A mural painted by Pre-Raphaelite luminaries has been found hidden behind patches of 1960s wallpaper and a wardrobe in the master bedroom of Red House, the custom home built in 1859 for William Morris, founder of the Arts and Crafts movement, and his new wife Jane Burden. They only lived in the house for five years, selling it in 1865. It passed through various hands until 2003 when it was acquired by the National Trust. The interior had been subjected to some unfortunate renovation choices over the decades, among them the application of imitation William Morris wallpaper over the mural in the Morrises’ bedroom.
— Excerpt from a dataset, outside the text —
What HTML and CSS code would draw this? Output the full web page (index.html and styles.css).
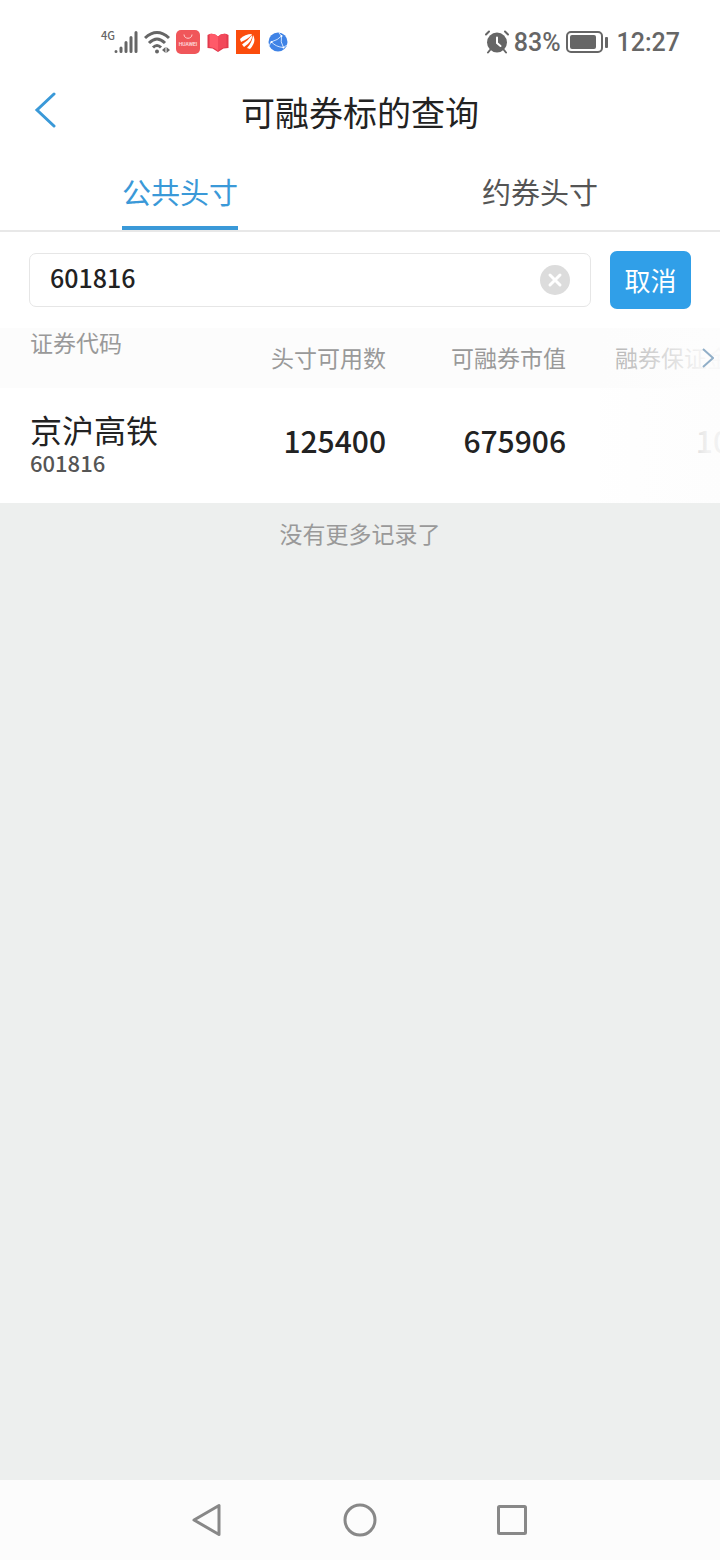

One faded female figure and parts of an indistinct fifth figure were visible behind the wardrobe but in very bad condition. The National Trust raised £100,000 ($156,530) from the Wolfson Foundation and its own budget to restore the original mural. When the wardrobe and wallpaper were gingerly removed, conservators discovered a six foot by eight foot painting with five figures, not two, designed with trompe-l’oeil folds to look like a hanging tapestry. The figures are characters from the Bible. On the left are Adam and Eve with a snake climbing up the tree between them whispering disobedient things in Eve’s ear. Noah stands in the middle of the composition holding a small model of his ark. Rachel and Jacob perched on his ladder are on the right. Those are the two figures that were barely visible when the project began. Beneath Noah, Rachel and Jacob is a string of faded black text on a deep red background.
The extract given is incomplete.